On the one hand, there were aspects of Hellenistic culture that were threats to Judaism. That is why we have the festival of Hanukkah — to celebrate the Maccabees’ victory over (some of ) the forces of Hellenism.

To this day, the elegant Hebrew term for “assimilation” is l’hityavein — to become Greek.

But, on the other hand, there were aspects of Greek culture that Jews readily adapted. Like personal names, for example (ever wonder why so many Jewish men are named Alexander?) And aspects of Greek science. And even the emphasis on education — all Greek.

  • The Passover seder. As various scholars have suggested, the Passover seder meal derives from the Greco-Roman symposium. Elite citizens reclined on cushions and discussed philosophy. Jews reclined on cushions and discussed the exodus from Egypt.
  • Spanish-Jewish poetry from the Middle Ages drew on Muslim poetic models.
  • Jewish theology has always been an act of cultural appropriation. Jewish theology = Jewish texts + something derived from the larger culture. Philo, the first Jewish philosopher, was influenced by Plato. Maimonides, perhaps the greatest Jewish philosopher, was influenced by Aristotle – or, actually, by Muslim readings of Aristotle. Martin Buber drew on existentialism. Mordecai Kaplan was influenced by American pragmatic thinkers.
  • Hasidic dress. Ironic – that pious eastern European Jews would wear the garments of the Polish nobility that had once persecuted them.
  • Jewish music. Check out the music of Salamone Rossi; it sounds like Italian Renaissance music. The “traditional” melody to Ein Keloheinu started its musical career as a German drinking song.
  • Language. Yiddish borrows freely from German, Slavic languages and Italian. Ladino uses Spanish and other Mediterranean languages.

It is not as if the Jews only took from other cultures. We gave back as well.

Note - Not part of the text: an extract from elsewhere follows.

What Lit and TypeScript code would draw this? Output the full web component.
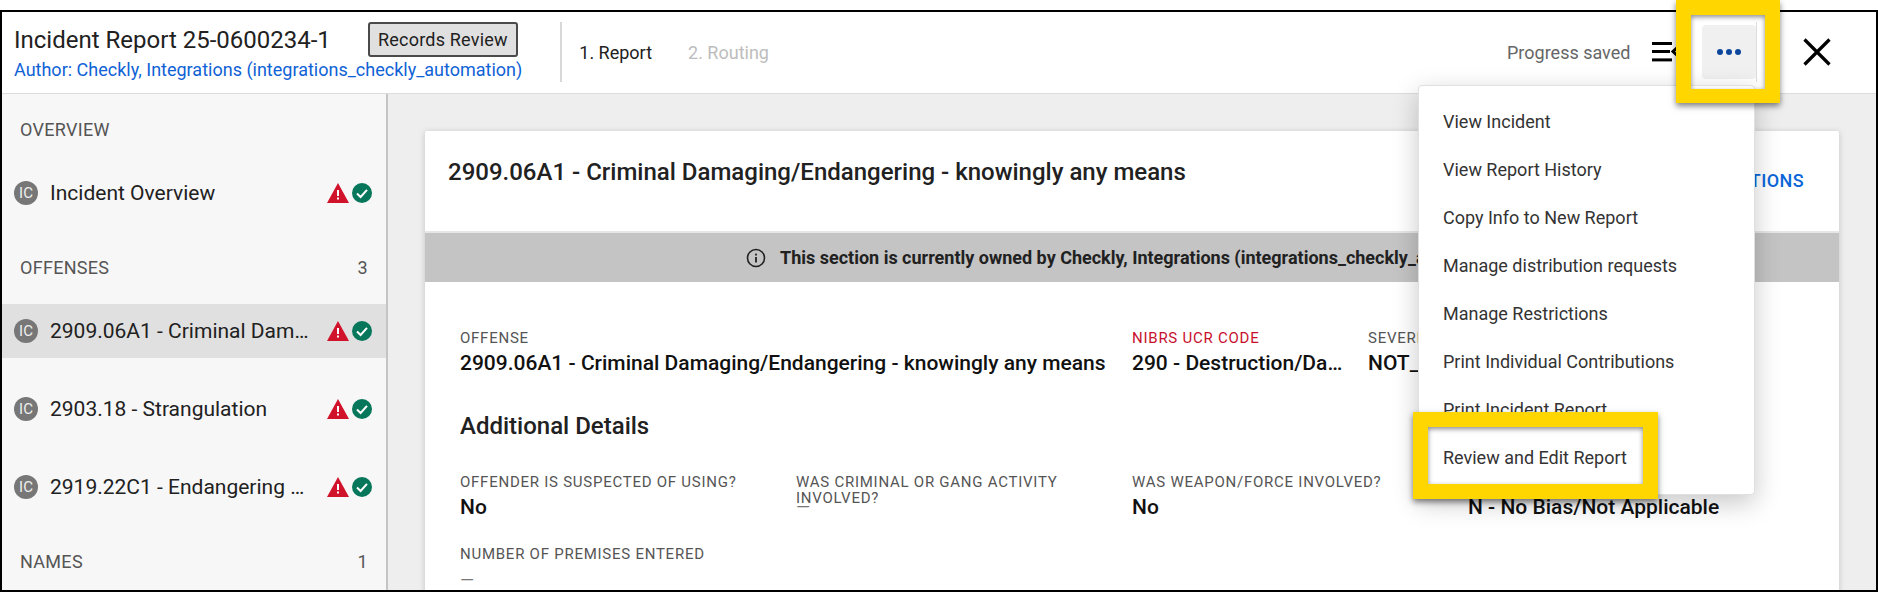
import { LitElement, html, css } from "lit";
import { customElement } from "lit/decorators.js";

const warn = html`<svg class="warn" viewBox="0 0 22 20" width="22" height="20"><path d="M11 0 L22 20 H0 Z" fill="#d0132b"/><rect x="10" y="7" width="2" height="6" fill="#fff"/><rect x="10" y="14.5" width="2" height="2" fill="#fff"/></svg>`;
const ok = html`<svg class="ok" viewBox="0 0 20 20" width="20" height="20"><circle cx="10" cy="10" r="10" fill="#07775b"/><path d="M5 10.5 L8.6 14 L15 6.8" fill="none" stroke="#fff" stroke-width="2"/></svg>`;

@customElement("app-root")
export class AppRoot extends LitElement {
  static styles = css`
    :host { display: block; position: relative; width: 1878px; height: 592px; background: #fff; overflow: hidden; font-family: Roboto, "Liberation Sans", sans-serif; color: #212121; }
    .frame { position: absolute; inset: 10px 0 0 0; border: 2px solid #000; display: flex; flex-direction: column; overflow: hidden; background: #fff; }
    header { flex: none; height: 82px; box-sizing: border-box; border-bottom: 1px solid #ddd; display: flex; align-items: flex-start; padding-left: 12px; }
    .tcol { padding-top: 10px; }
    .trow { display: flex; align-items: center; height: 35px; }
    .title { font-size: 24px; color: #212121; }
    .rr { margin-left: 37px; box-sizing: border-box; width: 150px; height: 35px; background: #e0e0e0; border: 2px solid #4a4a4a; border-radius: 3px; font: 18px Roboto, sans-serif; letter-spacing: .2px; color: #212121; padding: 0; }
    .author { font-size: 18px; line-height: 24px; margin-top: 1px; color: #0f62d6; }
    .divider { margin: 10px 17px 0 38px; width: 2px; height: 60px; background: #d8d8d8; flex: none; }
    .steps { display: flex; gap: 36px; font-size: 18px; height: 80px; align-items: center; color: #212121; }
    .steps .off { color: #bdbdbd; }
    .right { margin-left: auto; display: flex; align-items: center; height: 80px; }
    .saved { font-size: 18px; color: #666; width: 145px; }
    .list { width: 50px; height: 20px; display: block; }
    .more { width: 54px; height: 54px; background: #f0f0f0; border-radius: 4px; display: flex; align-items: center; justify-content: center; gap: 3px; }
    .more i { width: 6px; height: 6px; border-radius: 50%; background: #0c479d; display: block; }
    .vsep { width: 1px; height: 60px; background: #ddd; }
    .x { display: block; margin: 0 45px 0 46px; }
    .body { flex: 1; display: flex; min-height: 0; }
    aside { flex: none; width: 386px; box-sizing: border-box; background: #f7f7f7; border-right: 2px solid #c4c4c4; }
    .sec { display: flex; justify-content: space-between; padding: 0 18px; font-size: 18px; line-height: 22px; color: #555; letter-spacing: .3px; }
    .row { height: 54px; display: flex; align-items: center; padding: 0 14px 0 12px; font-size: 21px; color: #212121; }
    .row.sel { background: #e0e0e0; }
    .ic { flex: none; width: 24px; height: 24px; border-radius: 50%; background: #777; color: #eee; font-size: 15px; display: flex; align-items: center; justify-content: center; margin-right: 12px; }
    .nm { width: 262px; white-space: nowrap; overflow: hidden; text-overflow: ellipsis; }
    .warn { margin: 0 3px 0 15px; flex: none; }
    .ok { flex: none; }
    main { flex: 1; background: #eee; padding: 37px 37px 0; min-width: 0; }
    .card { background: #fff; box-shadow: 0 1px 6px rgba(0,0,0,.18); border-radius: 2px 2px 0 0; height: 600px; }
    .chead { height: 102px; box-sizing: border-box; padding: 25px 23px 0; display: flex; justify-content: space-between; border-bottom: 2px solid #e6e6e6; }
    .chead h2 { margin: 0; font-size: 24px; line-height: 32px; font-weight: 500; color: #212121; }
    .act { font-size: 18px; font-weight: 500; color: #0a66d8; padding: 14px 12px 0 0; letter-spacing: .4px; }
    .banner { height: 49px; background: #c4c4c4; display: flex; align-items: center; padding-left: 321px; font-size: 18px; font-weight: 700; white-space: nowrap; gap: 14px; overflow: hidden; }
    .cbody { padding: 48px 0 0 35px; }
    .f-row { display: flex; }
    .f { box-sizing: border-box; width: 336px; }
    .f.w2 { width: 672px; }
    .f.n { width: 236px; padding-right: 20px; }
    .lb { font-size: 15px; line-height: 16px; color: #555; letter-spacing: .75px; text-transform: uppercase; }
    .lb.red { color: #c8102e; }
    .v { font-size: 21px; line-height: 24px; font-weight: 500; color: #111; margin-top: 5px; white-space: nowrap; overflow: hidden; text-overflow: ellipsis; }
    .f.g .lb { padding-right: 60px; }
    .dash { font-size: 18px; line-height: 24px; color: #777; margin-top: 6px; }
    .f.g .dash { margin-top: -11px; }
    h3 { margin: 35px 0 0; font-size: 24px; line-height: 32px; font-weight: 500; color: #212121; }
    .grid { display: flex; margin-top: 32px; height: 72px; }
    .menu { position: absolute; left: 1418px; top: 85px; width: 337px; height: 410px; box-sizing: border-box; background: #fff; border: 1px solid #e0e0e0; border-radius: 4px; box-shadow: 0 8px 26px rgba(0,0,0,.22); padding-top: 12px; font-size: 18px; color: #333; }
    .menu div { height: 48px; line-height: 48px; padding-left: 24px; }
    .hl { position: absolute; box-sizing: border-box; border: 15px solid #ffd600; box-shadow: 0 3px 6px rgba(0,0,0,.5), inset 0 2px 5px rgba(0,0,0,.45); }
    .hl.one { left: 1676px; top: 0; width: 104px; height: 103px; border-bottom-width: 14px; }
    .hl.two { left: 1413px; top: 412px; width: 245px; height: 87px; }
  `;

  render() {
    const rows = [
      ["Incident Overview", false, 0],
      ["2909.06A1 - Criminal Damaging/Endangering - knowingly any means", true, 0],
      ["2903.18 - Strangulation", false, 24],
      ["2919.22C1 - Endangering Children - Abuse of a minor", false, 24],
    ];
    const row = (r: any) => html`<div class="row ${r[1] ? "sel" : ""}" style="margin-top:${r[2]}px"><span class="ic">IC</span><span class="nm">${r[0]}</span>${warn}${ok}</div>`;
    return html`
      <div class="frame">
        <header>
          <div class="tcol">
            <div class="trow"><span class="title">Incident Report 25-0600234-1</span><button class="rr">Records Review</button></div>
            <div class="author">Author: Checkly, Integrations (integrations_checkly_automation)</div>
          </div>
          <div class="divider"></div>
          <div class="steps"><span>1. Report</span><span class="off">2. Routing</span></div>
          <div class="right">
            <span class="saved">Progress saved</span>
            <svg class="list" viewBox="0 0 50 20"><rect x="0" y="0" width="20" height="3" fill="#000"/><rect x="0" y="8" width="18" height="3" fill="#000"/><rect x="0" y="16.4" width="20" height="3" fill="#000"/><path d="M28 3 L21 9.5 L28 16" fill="none" stroke="#000" stroke-width="3"/></svg>
            <div class="more"><i></i><i></i><i></i></div>
            <div class="vsep"></div>
            <svg class="x" width="28" height="28" viewBox="0 0 28 28"><path d="M1.5 1.5 L26.5 26.5 M26.5 1.5 L1.5 26.5" stroke="#000" stroke-width="3.2" fill="none"/></svg>
          </div>
        </header>
        <div class="body">
          <aside>
            <div class="sec" style="margin-top:25px;margin-bottom:25px"><span>OVERVIEW</span></div>
            ${row(rows[0])}
            <div class="sec" style="margin-top:37px;margin-bottom:25px"><span>OFFENSES</span><span>3</span></div>
            ${row(rows[1])}
            ${row(rows[2])}
            ${row(rows[3])}
            <div class="sec" style="margin-top:37px"><span>NAMES</span><span>1</span></div>
          </aside>
          <main>
            <div class="card">
              <div class="chead"><h2>2909.06A1 - Criminal Damaging/Endangering - knowingly any means</h2><span class="act">ACTIONS</span></div>
              <div class="banner">
                <svg width="20" height="20" viewBox="0 0 20 20"><circle cx="10" cy="10" r="8.5" fill="none" stroke="#212121" stroke-width="1.6"/><rect x="9.1" y="9" width="1.8" height="5.5" fill="#212121"/><rect x="9.1" y="5.6" width="1.8" height="1.9" fill="#212121"/></svg>
                <span>This section is currently owned by Checkly, Integrations (integrations_checkly_automation)</span>
              </div>
              <div class="cbody">
                <div class="f-row">
                  <div class="f w2"><div class="lb">Offense</div><div class="v">2909.06A1 - Criminal Damaging/Endangering - knowingly any means</div></div>
                  <div class="f n"><div class="lb red">NIBRS UCR Code</div><div class="v">290 - Destruction/Damage/Vandalism of Property</div></div>
                  <div class="f"><div class="lb">Severity</div><div class="v">NOT_APPLICABLE</div></div>
                </div>
                <h3>Additional Details</h3>
                <div class="grid">
                  <div class="f"><div class="lb">Offender is suspected of using?</div><div class="v">No</div></div>
                  <div class="f g"><div class="lb">Was criminal or gang activity involved?</div><div class="dash">—</div></div>
                  <div class="f"><div class="lb">Was weapon/force involved?</div><div class="v">No</div></div>
                  <div class="f"><div class="lb">Bias motivation</div><div class="v">N - No Bias/Not Applicable</div></div>
                </div>
                <div class="f"><div class="lb">Number of premises entered</div><div class="dash">—</div></div>
              </div>
            </div>
          </main>
        </div>
      </div>
      <div class="menu">
        <div>View Incident</div><div>View Report History</div><div>Copy Info to New Report</div><div>Manage distribution requests</div><div>Manage Restrictions</div><div>Print Individual Contributions</div><div>Print Incident Report</div><div>Review and Edit Report</div>
      </div>
      <div class="hl one"></div>
      <div class="hl two"></div>
    `;
  }
}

  • Our greatest gift was the Bible itself. This is especially true of the story of the Exodus. English settlers “borrowed” Jewish history. They imagined the British monarchy to be Pharaoh; the Atlantic Ocean to be the Red Sea; and North America to be the land of Canaan – which is why, in particular, there are so many biblical place names in New England. Black slaves saw themselves as the spiritual descendants of Jewish slaves in Egypt, which is how we get such spirituals as “Let My People Go.”
  • The early church took the melody of the chant of the book of Lamentations, and that became Gregorian chant.
  • The most spoken and sung word in churches? Halleluyah – straight from the Psalms.
  • It doesn’t take a lot of chutzpah to notice how much Yiddish has been schlepped into American English.

By and large, cultural appropriation has been a good thing — within limits. We have to know what aspects of a culture are appropriation-worthy, and which are not.


A rejection of cultural appropriation is a rejection of civilization itself.

That rejection itself deserves to be rejected.